I'm wondering what are the pros/cons of nested dicts versus hashing a tuple in Python?
The context is a small script to assign "workshops" to attendees at a conference.
Each workshop has several attributes (e.g. week, day, subject etc.). We use four of these attributes in order to assign workshops to each attendee - i.e. each delegate will also have a week/day/subject etc.
Currently, I'm using a nested dictionary to store my workshops:
workshops = defaultdict(lambda: defaultdict(lambda:defaultdict(lambda:defaultdict(dict)))) with open(input_filename) as input_file: workshop_reader = csv.DictReader(input_file, dialect='excel') for row in workshop_reader: workshops[row['Week ']][row['Stream']][row['Strand']][row['Day']] = row return workshops
I can then use the above data-structure to assign each attendee their workshop.
The issue is later, I need to iterate through every workshop, and assign an ID (this ID is stored in a different system), which necessitates unwrapping the structure layer by layer.
First question - is there some other way of creating a secondary index to the same values, using a string (workshop name) as a key?

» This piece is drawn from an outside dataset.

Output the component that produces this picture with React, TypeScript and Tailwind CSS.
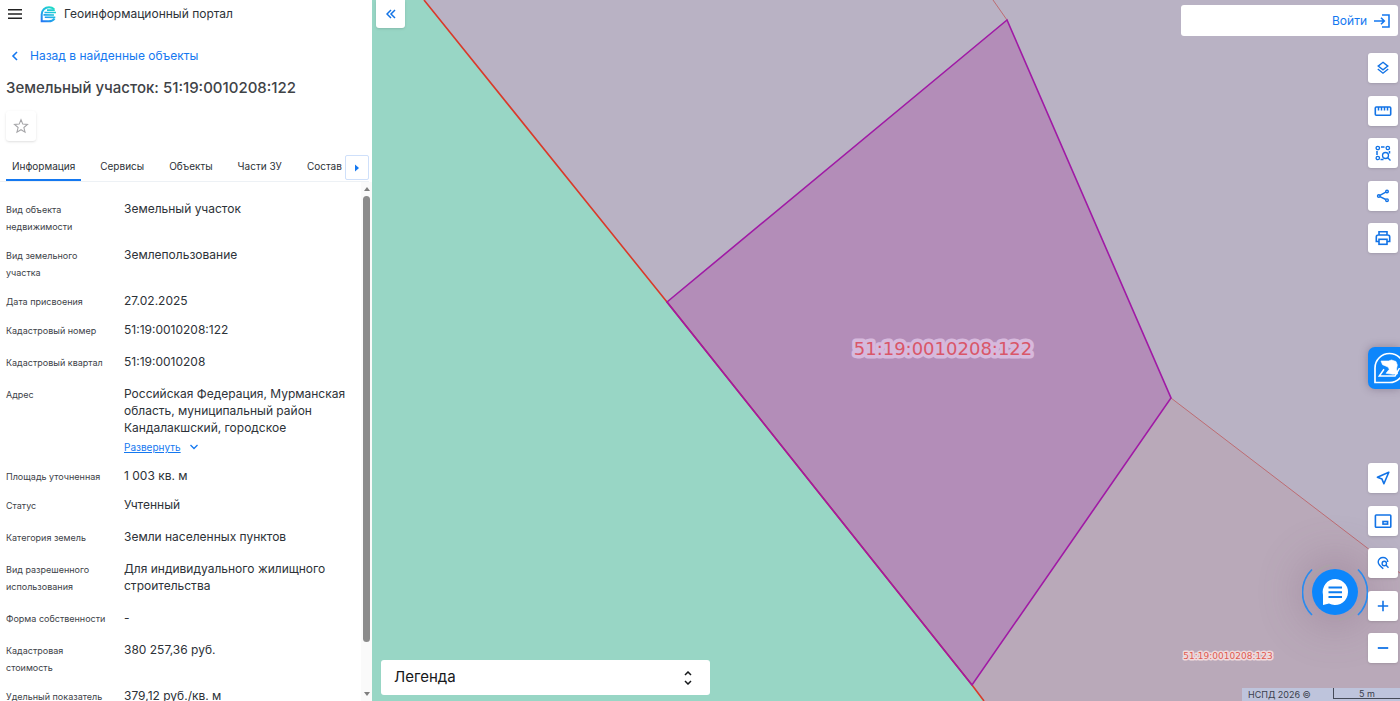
import type { ReactNode } from 'react';

const FONT = "font-['Inter','Noto_Sans',sans-serif]";

type Row = { label: string; value: string; height: string; more?: boolean };

const rows: Row[] = [
  { label: 'Вид объекта недвижимости', value: 'Земельный участок', height: 'min-h-[46px]' },
  { label: 'Вид земельного участка', value: 'Землепользование', height: 'min-h-[46px]' },
  { label: 'Дата присвоения', value: '27.02.2025', height: 'min-h-[29px]' },
  { label: 'Кадастровый номер', value: '51:19:0010208:122', height: 'min-h-8' },
  { label: 'Кадастровый квартал', value: '51:19:0010208', height: 'min-h-8' },
  {
    label: 'Адрес',
    value: 'Российская Федерация, Мурманская область, муниципальный район Кандалакшский, городское',
    height: 'min-h-[82px]',
    more: true,
  },
  { label: 'Площадь уточненная', value: '1 003 кв. м', height: 'min-h-[29px]' },
  { label: 'Статус', value: 'Учтенный', height: 'min-h-8' },
  { label: 'Категория земель', value: 'Земли населенных пунктов', height: 'min-h-8' },
  {
    label: 'Вид разрешенного использования',
    value: 'Для индивидуального жилищного строительства',
    height: 'min-h-[49px]',
  },
  { label: 'Форма собственности', value: '-', height: 'min-h-8' },
  { label: 'Кадастровая стоимость', value: '380 257,36 руб.', height: 'min-h-[46px]' },
  { label: 'Удельный показатель', value: '379,12 руб./кв. м', height: 'min-h-[46px]' },
];

const tabs = ['Информация', 'Сервисы', 'Объекты', 'Части ЗУ', 'Состав'];

function Stroke({ children, className = 'size-5', width = 1.5 }: { children: ReactNode; className?: string; width?: number }) {
  return (
    <svg viewBox="0 0 20 20" className={className} fill="none" stroke="currentColor" strokeWidth={width} aria-hidden="true">
      {children}
    </svg>
  );
}

function Logo() {
  return (
    <svg viewBox="0 0 17 17" className="size-[17px] shrink-0" fill="none" aria-hidden="true">
      <defs>
        <linearGradient id="logo" x1="14" y1="1" x2="3" y2="16" gradientUnits="userSpaceOnUse">
          <stop offset="0" stopColor="#1fe0c0" />
          <stop offset="0.5" stopColor="#20b5e6" />
          <stop offset="1" stopColor="#2478f5" />
        </linearGradient>
      </defs>
      <path d="M14.2 3.2C12.8 1.9 11 1.200 9 1.200 4.900 1.200 1.700 4.300 1.700 8.500V15.300H8.800C11.300 15.300 13.300 14.300 14.600 12.600" stroke="url(#logo)" strokeWidth="2" />
      <path d="M7 4.100 14.800 4.150M4.500 6.500 16 6.550M3.500 8.900 14 8.950M4.800 11.300 15.300 11.350" stroke="url(#logo)" strokeWidth="1.600" />
    </svg>
  );
}

const topTools: { label: string; icon: ReactNode }[] = [
  {
    label: 'Слои',
    icon: (
      <Stroke width={1.4}>
        <path d="M10 4.300 14.800 8.100 10 11.900 5.200 8.100ZM4.800 11 10 15.200 15.200 11" />
      </Stroke>
    ),
  },
  {
    label: 'Измерения',
    icon: (
      <Stroke width={1.6}>
        <rect x="2.300" y="6" width="15.400" height="8.300" rx="1" />
        <path d="M5.500 6V9.500M8.500 6V9.500M11.500 6V9.500M14.500 6V9.500" strokeWidth="1.500" />
      </Stroke>
    ),
  },
  {
    label: 'Поиск по области',
    icon: (
      <Stroke width={1.3}>
        <circle cx="4.800" cy="5" r="1.700" />
        <circle cx="14.800" cy="5" r="1.700" />
        <circle cx="4.800" cy="15" r="1.700" />
        <path d="M8 4H11.500M4 8V12M16.500 8V10.500M7.500 16.500H10.500" strokeWidth="1.500" />
        <circle cx="12.500" cy="12.500" r="3" />
        <path d="M14.700 14.700 17.500 17.500" />
      </Stroke>
    ),
  },
  {
    label: 'Поделиться',
    icon: (
      <Stroke width={1.4}>
        <circle cx="5.800" cy="10" r="1.300" />
        <circle cx="14" cy="5.500" r="1.300" />
        <circle cx="14" cy="14.200" r="1.300" />
        <path d="M6.900 9.300 12.800 6.200M6.900 10.700 12.800 13.500" />
      </Stroke>
    ),
  },
  {
    label: 'Печать',
    icon: (
      <Stroke width={1.6}>
        <path d="M6 7V3.700H14V7M6 13.500H3.300V9C3.300 7.700 4 7 5.200 7H14.800C16 7 16.700 7.700 16.700 9V13.500H14" />
        <rect x="6" y="11.300" width="8" height="5" />
      </Stroke>
    ),
  },
];

const bottomTools: { label: string; icon: ReactNode }[] = [
  {
    label: 'Моё местоположение',
    icon: (
      <Stroke width={1.6}>
        <path d="M15.800 4.300 4.400 9.200 9 11.100 10.900 15.700Z" strokeLinejoin="round" />
      </Stroke>
    ),
  },
  {
    label: 'Обзорная карта',
    icon: (
      <Stroke width={1.6}>
        <rect x="2.400" y="4" width="15.400" height="12.300" rx="0.800" />
        <rect x="10" y="10.500" width="4.600" height="2.600" />
      </Stroke>
    ),
  },
  {
    label: 'Поиск на карте',
    icon: (
      <Stroke width={1.4}>
        <path d="M10.300 15.700C8.500 14.300 5.200 12 5.200 9.100 5.200 6.400 7.400 4.500 10 4.500S14.800 6.400 14.800 9.100" />
        <circle cx="11.300" cy="10.500" r="2.200" />
        <path d="M12.900 12.100 15.500 14.800" />
      </Stroke>
    ),
  },
  {
    label: 'Приблизить',
    icon: (
      <Stroke width={1.6}>
        <path d="M10 4.800V15.200M4.800 10H15.200" />
      </Stroke>
    ),
  },
  {
    label: 'Отдалить',
    icon: (
      <Stroke width={1.800}>
        <path d="M4.800 10H15.200" />
      </Stroke>
    ),
  },
];

function ToolButton({ label, children }: { label: string; children: ReactNode }) {
  return (
    <button
      type="button"
      aria-label={label}
      className="flex size-[30px] items-center justify-center rounded-[3px] bg-white text-[#1273e6] shadow-sm"
    >
      {children}
    </button>
  );
}

function Sidebar() {
  return (
    <aside className="flex h-full w-[372px] shrink-0 flex-col bg-white text-[#2d3238]">
      <header className="flex h-7 shrink-0 items-center pl-2">
        <button type="button" aria-label="Меню" className="mr-[18px] text-[#222]">
          <svg viewBox="0 0 14 10" className="h-[10px] w-[14px]" fill="currentColor" aria-hidden="true">
            <path d="M0 0H14V1.600H0ZM0 4.200H14V5.800H0ZM0 8.400H14V10H0Z" />
          </svg>
        </button>
        <Logo />
        <span className="ml-[7px] text-[12px] leading-5">Геоинформационный портал</span>
      </header>

      <a href="#results" className="mt-[18px] flex h-5 shrink-0 items-center pl-[11px] text-[12px] leading-5 text-[#1478f0]">
        <svg viewBox="0 0 8 10" className="mr-[11px] h-[10px] w-2" fill="none" stroke="currentColor" strokeWidth="1.600" aria-hidden="true">
          <path d="M6 1 2 5 6 9" />
        </svg>
        Назад в найденные объекты
      </a>

      <h1 className="mt-[10px] shrink-0 pl-[6px] text-[15px] leading-6 font-medium text-[#3f4347]">
        Земельный участок: 51:19:0010208:122
      </h1>

      <button
        type="button"
        aria-label="В избранное"
        className="mt-[11px] ml-[6px] flex size-[30px] shrink-0 items-center justify-center rounded-[3px] bg-white text-[#a5a5a8] shadow-sm"
      >
        <svg viewBox="0 0 20 20" className="size-[18px]" fill="none" stroke="currentColor" strokeWidth="1.200" aria-hidden="true">
          <path d="M10 3 12 7.900 17.200 8.300 13.200 11.700 14.500 16.900 10 14.100 5.500 16.900 6.800 11.700 2.800 8.300 8 7.900Z" />
        </svg>
      </button>

      <div className="mt-[13px] mr-[3px] flex h-7 shrink-0 items-stretch border-b border-[#edf1f5]">
        <div role="tablist" className="flex flex-1 items-stretch overflow-hidden pl-[6px] text-[10px] leading-4 whitespace-nowrap">
          {tabs.map((tab, i) => (
            <button
              key={tab}
              type="button"
              role="tab"
              aria-selected={i === 0}
              className={
                i === 0
                  ? 'mr-[13px] shrink-0 border-b-2 border-[#1478f0] px-[6px] pb-[2px]'
                  : 'mr-[13px] shrink-0 border-b-2 border-transparent px-[6px] pb-[2px]'
              }
            >
              {tab}
            </button>
          ))}
        </div>
        <button
          type="button"
          aria-label="Следующие вкладки"
          className="mt-[1px] mb-[1px] flex w-6 shrink-0 items-center justify-center rounded-[2px] border border-[#cfe0fa] text-[#1478f0]"
        >
          <svg viewBox="0 0 4 8" className="h-[8px] w-1" fill="currentColor" aria-hidden="true">
            <path d="M0 0.500 4 4 0 7.500Z" />
          </svg>
        </button>
      </div>

      <div className="flex min-h-0 flex-1">
        <dl className="min-w-0 flex-1 overflow-hidden pt-[18px] pl-[6px]">
          {rows.map((row) => (
            <div key={row.label} className={`flex items-start ${row.height}`}>
              <dt className="mt-px w-[118px] shrink-0 pr-3 text-[9px] leading-[17px] text-[#3d4248]">{row.label}</dt>
              <dd className="min-w-0 flex-1 pr-2 text-[12px] leading-[17px]">
                {row.value}
                {row.more && (
                  <button type="button" className="mt-[3px] flex items-center text-[10px] leading-4 text-[#1478f0]">
                    <span className="underline">Развернуть</span>
                    <svg viewBox="0 0 10 8" className="ml-2 h-2 w-[10px]" fill="none" stroke="currentColor" strokeWidth="1.300" aria-hidden="true">
                      <path d="M1.500 2 5 5.500 8.500 2" />
                    </svg>
                  </button>
                )}
              </dd>
            </div>
          ))}
        </dl>
        <div className="flex w-[11px] shrink-0 flex-col items-center bg-[#fafafa] pt-[5px] pb-[5px]" aria-hidden="true">
          <svg viewBox="0 0 6 4" className="h-1 w-[6px] shrink-0" fill="#7f7f7f">
            <path d="M0 4 3 0 6 4Z" />
          </svg>
          <div className="mt-[5px] w-[7px] grow-[9] rounded-full bg-[#8b8b8b]" />
          <div className="grow" />
          <svg viewBox="0 0 6 4" className="h-1 w-[6px] shrink-0" fill="#7f7f7f">
            <path d="M0 0 3 4 6 0Z" />
          </svg>
        </div>
      </div>
    </aside>
  );
}

function ParcelMap() {
  return (
    <svg
      viewBox="0 0 1028 701"
      preserveAspectRatio="xMidYMid slice"
      className="absolute inset-0 h-full w-full"
      role="img"
      aria-label="Карта земельных участков"
    >
      <rect width="1028" height="701" fill="#b9b2c4" />
      <path d="M799 398 1028 573V701H612L600 685Z" fill="#b9a9b9" />
      <path d="M0 0H52L295 302 600 685 612 701H0Z" fill="#98d6c5" />
      <path d="M621 0 635 20M799 398 1028 573" stroke="#bd6c72" strokeWidth="1" fill="none" />
      <path d="M635 20 295 302 600 685 799 398Z" fill="#b38db8" />
      <path d="M52 0 295 302 600 685 612 701" stroke="#d93a2b" strokeWidth="1.600" fill="none" />
      <path d="M635 20 295 302 600 685 799 398Z" fill="none" stroke="#a01aa5" strokeWidth="1.600" />
      <g className="font-['DejaVu_Sans',sans-serif]" textAnchor="middle" strokeLinejoin="round">
        <text x="571" y="355" fontSize="18" fill="#d95668" stroke="#d6b9dc" strokeWidth="7" paintOrder="stroke">
          51:19:0010208:122
        </text>
        <text x="856" y="659" fontSize="9" fill="#e05a50" stroke="#eedadd" strokeWidth="3" paintOrder="stroke">
          51:19:0010208:123
        </text>
      </g>
    </svg>
  );
}

export default function App() {
  return (
    <div className={`flex h-screen w-full overflow-hidden bg-white ${FONT}`}>
      <Sidebar />
      <main className="relative min-w-0 flex-1 overflow-hidden">
        <ParcelMap />

        <div className="absolute right-[42px] bottom-[86px] size-[46px] rounded-full shadow-[0_0_44px_12px_rgba(120,85,115,0.3)]" />

        <div className="absolute inset-0 flex justify-between">
          <div className="flex flex-col justify-between pb-[6px] pl-1">
            <button
              type="button"
              aria-label="Свернуть панель"
              className="flex h-7 w-[29px] items-center justify-center rounded-b-[3px] bg-white text-[#1273e6] shadow-sm"
            >
              <svg viewBox="0 0 10 10" className="size-[10px]" fill="none" stroke="currentColor" strokeWidth="1.500" aria-hidden="true">
                <path d="M5 1 1 5 5 9M9 1 5 5 9 9" />
              </svg>
            </button>
            <button
              type="button"
              className="ml-[5px] flex h-[35px] w-[329px] items-center justify-between rounded-[3px] bg-white pr-[17px] pl-[13px] text-[15px] text-[#16181b]"
            >
              Легенда
              <svg viewBox="0 0 10 14" className="h-[14px] w-[10px]" fill="none" stroke="currentColor" strokeWidth="1.500" aria-hidden="true">
                <path d="M2 4 5 1 8 4M2 10 5 13 8 10" />
              </svg>
            </button>
          </div>

          <div className="flex flex-col items-end pt-[5px]">
            <a
              href="#login"
              className="mr-[2px] flex h-[31px] w-[217px] shrink-0 items-center justify-end gap-[7px] rounded-[3px] bg-white pr-2 text-[12px] text-[#1478f0]"
            >
              Войти
              <svg viewBox="0 0 16 14" className="h-[14px] w-4" fill="none" stroke="currentColor" strokeWidth="1.600" aria-hidden="true">
                <path d="M8 1H15V13H8M0 7H10M7 3.700 10.300 7 7 10.300" />
              </svg>
            </a>
            <div className="mt-[17px] mr-[2px] flex h-[200px] shrink-0 flex-col justify-between">
              {topTools.map((t) => (
                <ToolButton key={t.label} label={t.label}>
                  {t.icon}
                </ToolButton>
              ))}
            </div>
            <button
              type="button"
              aria-label="Помощник"
              className="mt-[94px] flex h-[42px] w-8 shrink-0 items-center overflow-hidden rounded-l-[7px] bg-[#0d86fb] pl-[5px] text-white shadow-[0_0_8px_rgba(60,40,70,0.35)]"
            >
              <svg viewBox="0 0 32 32" className="size-8 shrink-0" fill="none" stroke="currentColor" aria-hidden="true">
                <path d="M2 30.500V16A14.500 14.500 0 1 1 16.500 30.500Z" strokeWidth="1.700" />
                <path d="M11 17.300 6.300 24H22L26.500 16" strokeWidth="1.500" />
                <path d="M8 9 15.500 9 18.500 8 23 9.500 24.300 13 23.500 17 24.600 22 20 22.300 13 21.300 16.300 17.300 15 15 9.500 12.700Z" fill="currentColor" strokeWidth="0.600" strokeLinejoin="round" />
              </svg>
            </button>
            <div className="flex-1" />
            <div className="mr-[2px] mb-[25px] flex h-[200px] shrink-0 flex-col justify-between">
              {bottomTools.map((t) => (
                <ToolButton key={t.label} label={t.label}>
                  {t.icon}
                </ToolButton>
              ))}
            </div>
            <footer className="flex h-[13px] w-[158px] shrink-0 items-center justify-between bg-[#bec4dc] pl-[6px] text-[9px] leading-[13px] text-[#3a3f4c]">
              <span>НСПД 2026 ©</span>
              <span className="mb-[2px] h-[11px] w-[67px] self-end border-b border-l border-[#454a58] text-center leading-[11px]">5 m</span>
            </footer>
          </div>
        </div>

        <button
          type="button"
          aria-label="Чат поддержки"
          className="absolute right-[32px] bottom-[76px] flex size-[66px] items-center justify-center rounded-full"
        >
          <svg viewBox="0 0 66 66" className="size-[66px]" fill="none" aria-hidden="true">
            <circle cx="33" cy="33" r="23" fill="#0d86fb" />
            <path d="M10 10.500A32 32 0 0 0 10 56M56 10.500A32 32 0 0 1 56 56" stroke="#2a8bee" strokeWidth="1.700" />
            <path d="M6.500 25A28 28 0 0 1 30 6M37 61A28 28 0 0 0 60 40" stroke="#aaa3a7" strokeWidth="1.500" />
            <path d="M33.500 20A13 13 0 1 1 27 44.500L21 46 21 36A13 13 0 0 1 33.500 20Z" fill="#fff" />
            <path d="M26.500 28.500H40M26.500 33.300H40M26.500 38H40" stroke="#0d7df0" strokeWidth="1.900" />
          </svg>
        </button>
      </main>
    </div>
  );
}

I.e. I'd still have the four-level nested dicts, but I could also search for individual entries based on just a name.
Secondly - how can I achieve a similar effect using tuples as the key? Are there any advantages you can think of using this approach? Would it be much cleaner, or easier to use? (This whole unwrapping this is a bit of a pain, and I don't think it's very approachable).
Or are there any other data structures that you could recommend that might be superior/easier to access/manipulate?